Hochpräzise Strontium-Atomuhren basieren auf einem spezifischen Energieübergang bei einer Wellenlänge von 698 Nanometern in diesem Atom. Um dessen Frequenz für exakte Zeitmessungen zu nutzen, werden die Atome in einer stehenden Welle aus Laserlicht festgehalten, dessen Wellenlänge so eingestellt ist, dass es die Frequenz des Übergangs so wenig wie möglich verschiebt. Doch eine gewisse Wechselwirkung mit dem Laserlicht lässt sich nicht vermeiden, und die hängt von den Polarisierbarkeiten des elektrischen Quadrupolmoments und des magnetischen Dipolmoments des Strontiumatoms ab. Versuche, diese beiden Größen zu berechnen, führten bisher zu Widersprüchen zu den Messdaten: Laut Berechnungen ist E2 größer, laut Messungen M1.

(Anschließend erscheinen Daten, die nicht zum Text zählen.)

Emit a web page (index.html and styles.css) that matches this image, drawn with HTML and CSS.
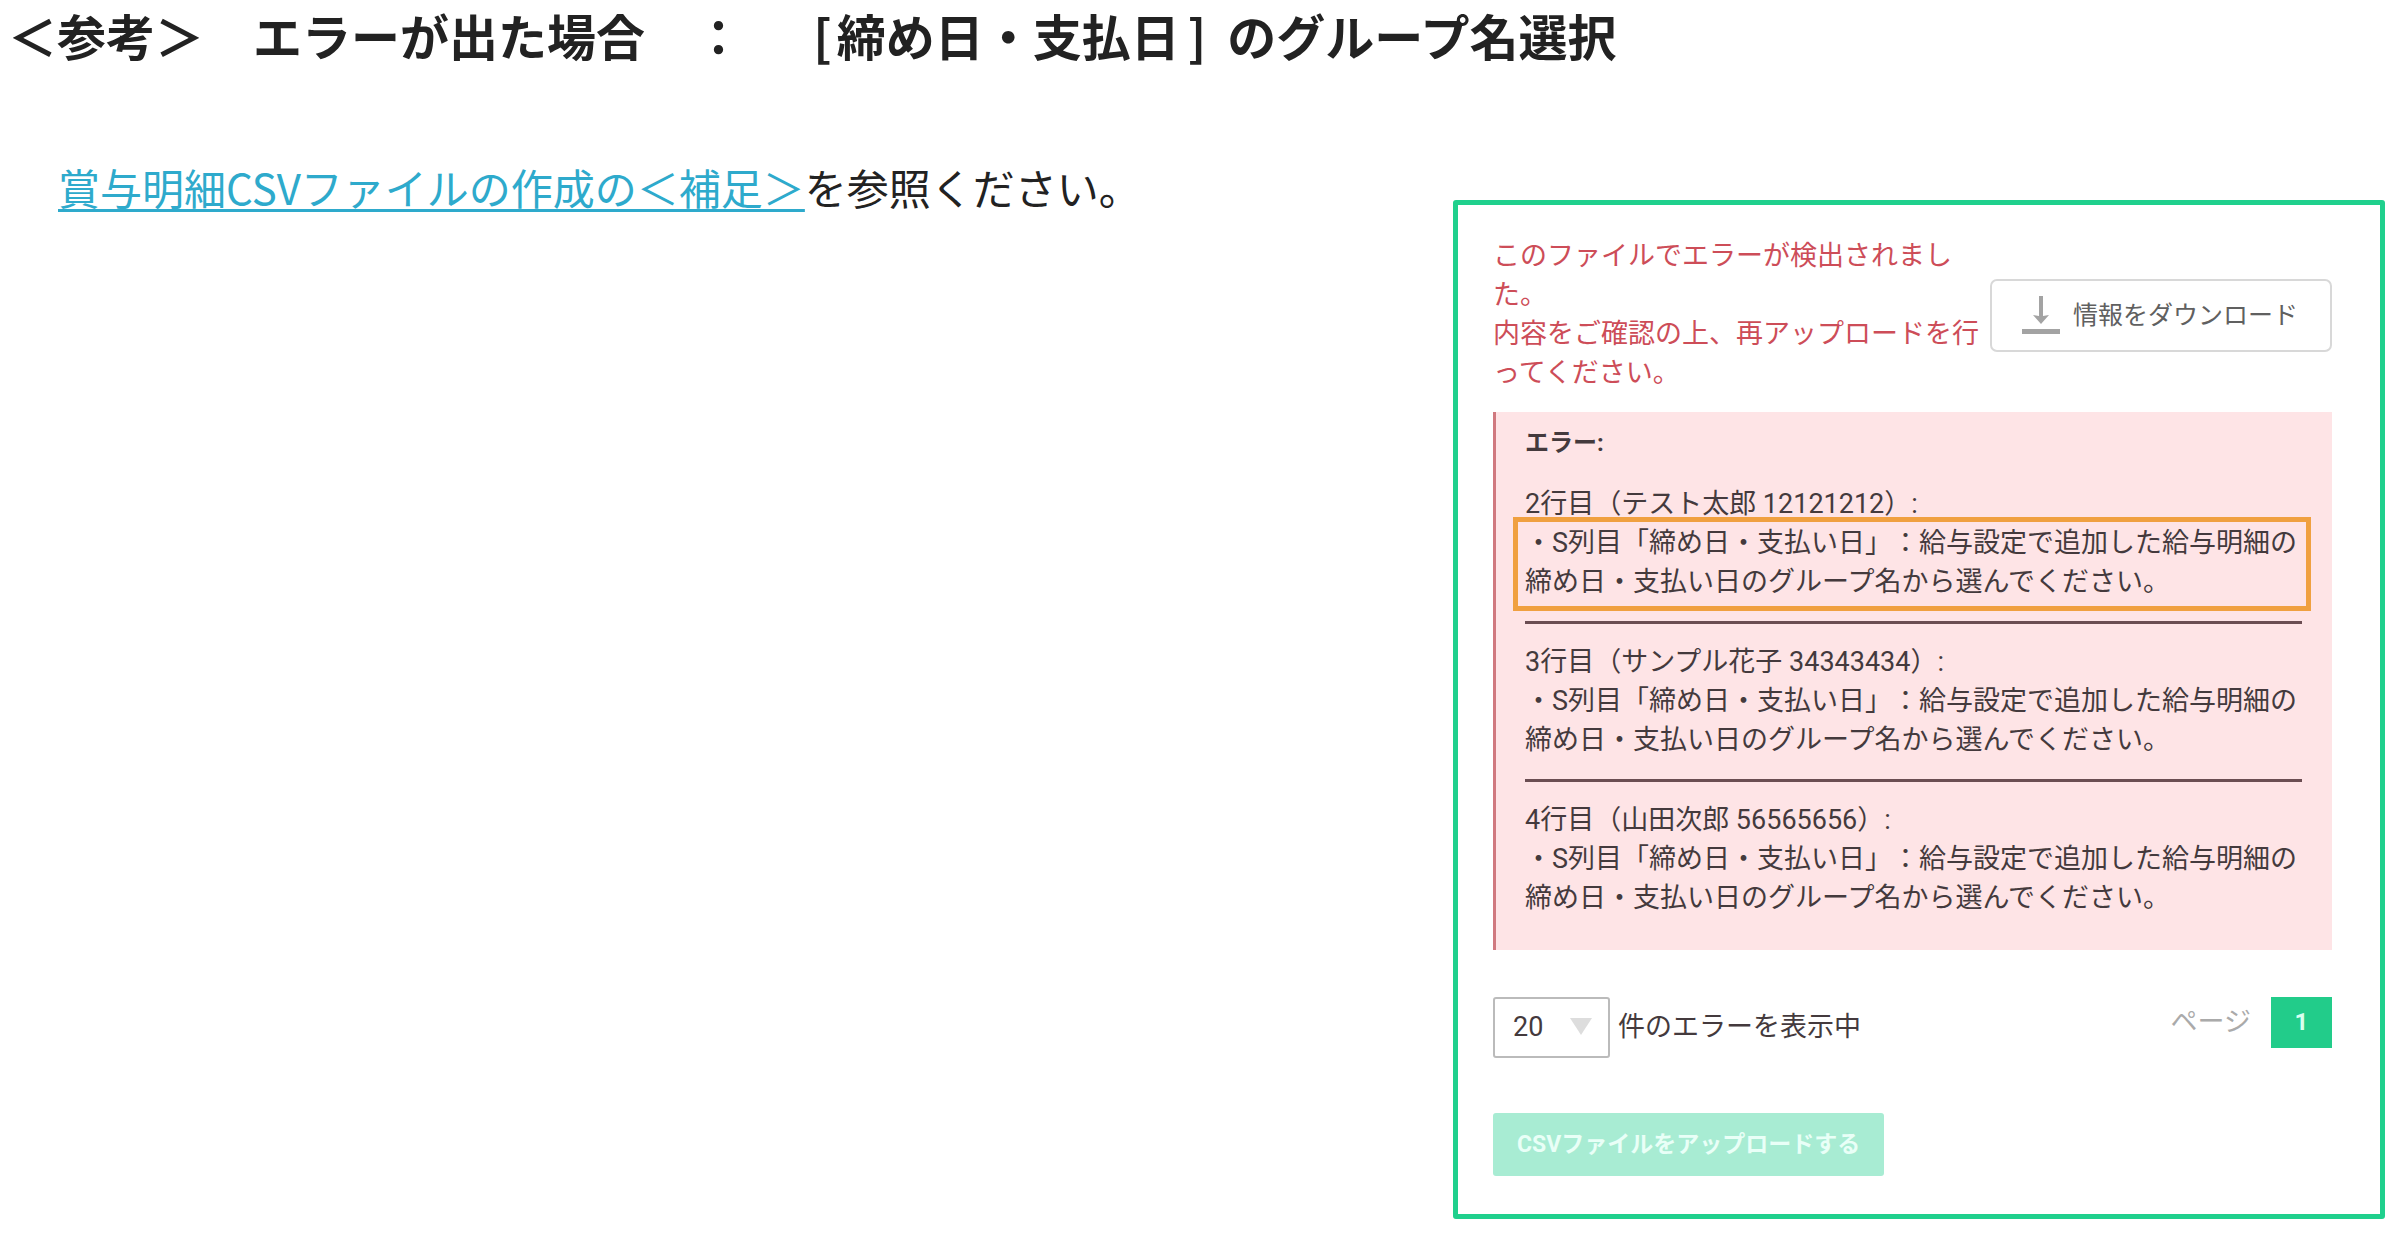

Die Teams um Porsev und Wu führten diese Berechnungen nun erneut durch. Dabei berücksichtigten sie auch Quantenzustände mit negativer Energie, die als Lösungen der quantenmechanischen Gleichungen für die Elektronen des Atoms auftreten. Diese werden gemeinhin weggelassen, weil reale Teilchen positive Energien haben. Bei den Berechnungen von E2 und M1 verwendet man jedoch ein mathematisches Verfahren, das alle möglichen Zustände der beteiligten Teilchen aufsummiert, um die Polarisierbarkeit des Gesamtsystems zu erhalten. Und alle heißt, wie sich zeigte, tatsächlich alle. Auch die mit negativer Energie.

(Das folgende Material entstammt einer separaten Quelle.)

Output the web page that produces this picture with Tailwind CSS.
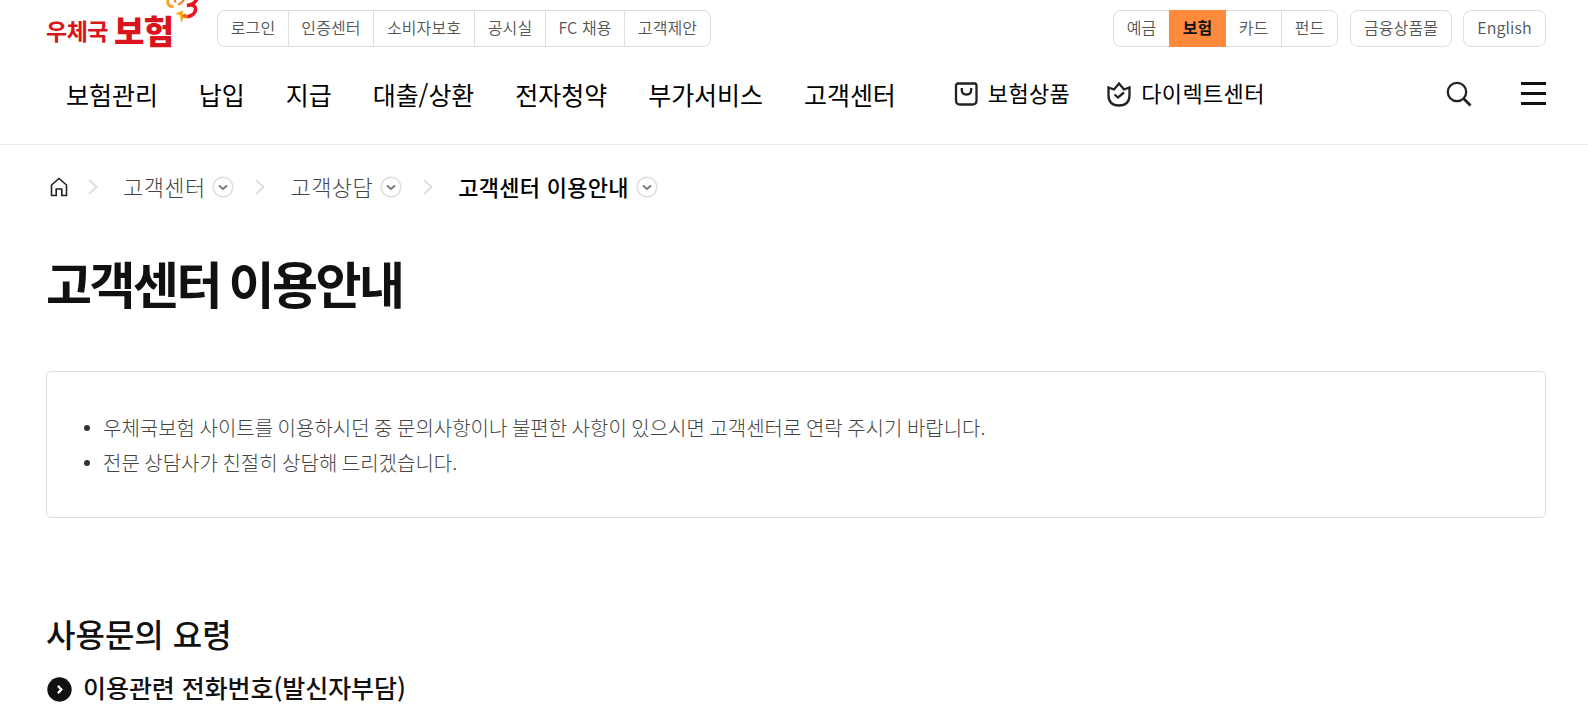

Dass Quantenzustände negativer Energie bei solchen theoretischen Verfahren nicht vernachlässigt werden dürfen, hatte sich bereits bei der Berechnung anderer Quanteneigenschaften gezeigt. Wie die Fachleute feststellten, macht es auch bei Atomuhren einen erheblichen Unterschied, ob diese Zustände mit in die Gesamtsumme einfließen – allerdings nicht für beide betrachteten Größen. Während die Zustände mit negativer Energie bei E2 kaum eine Rolle spielen, machen sie bei M1 den wichtigsten Beitrag aus. Diese Korrektur führt dazu, dass M1 nun größer ist als E2 und damit die theoretischen Rechnungen nicht mehr im fundamentalen Widerspruch zu den gemessenen Eigenschaften des Strontiumatoms stehen. Damit lässt sich jetzt die Wechselwirkung zwischen Licht und Atom deutlich präziser berechnen – und damit auch die genaue Frequenz, die zur Zeitmessung dient.